How do we help them develop a lifelong love of learning or the confidence and interest in pursuing a STEM career?

How about starting with the question- What do you like to do? Some kids naturally like science and they are a piece of cake. They are your cheerleaders and helpers when you do a STEM activity.  Others have absolutely no interest, but believe it or not, these kids are the most fun when it comes to teaching a STEM program because your approach can be completely off the wall. These are the kids to whom you ask the question- What do you like to do?  When planning activities for kids we want to include some of what they really like and a lot of educational, leadership building lessons that we think are important. To make sure both of these goals are accomplished, have a planning day where the kids write down their top 5 favorite things to do or subjects to learn about. I can guarantee you that every one of those topics will involve a STEM concept in some way, whether you can connect it right away or not. For example, in my curriculum I use art to teach science. Why? Because I have yet to meet a kid that doesn’t like either art or science or better yet both. When you start with a topic that you know they already enjoy and then connect that topic to a STEM activity, then they will start to like STEM topics by association and they will see the sciences in a new creative way. At the very least, they will learn how the sciences are involved in what they love and how STEM topics are relevant to learn for future growth in the areas or topics they do like.
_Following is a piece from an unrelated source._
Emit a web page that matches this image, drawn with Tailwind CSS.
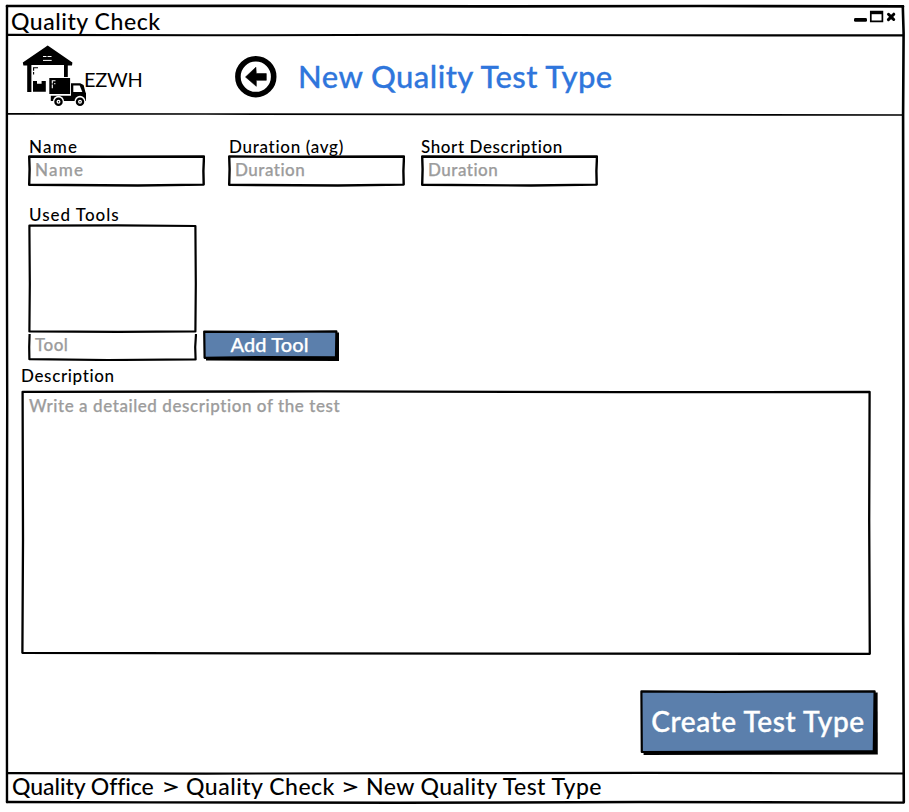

Ok, so you’ve discovered what they like to do but now you aren’t sure how to link that to a STEM genre? It’s easier than you think. There are a TON of great online resources for STEM activities. My all-time favorite is www.howtosmile.org because you can create a login. Then when you search their never- ending database of creative STEM lesson plans, you can save them in organized lists and refer back to them whenever you need ideas. Most of the activities are hands-on and easy to follow. You definitely don’t have to be a scientist to understand and facilitate the activities listed there. Another great feature is that the search engine will allow you to narrow your search in many usable ways ie: cost of the program, age group, time frame and type of activity along with subject area. This is in fact just one of many websites with similar capabilities. So take some time to get to know what your kids like to do and then get online to one of these websites and you will find it’s easy to create fun, educational STEM activities that every kid will not only enjoy but want to do more of in the future!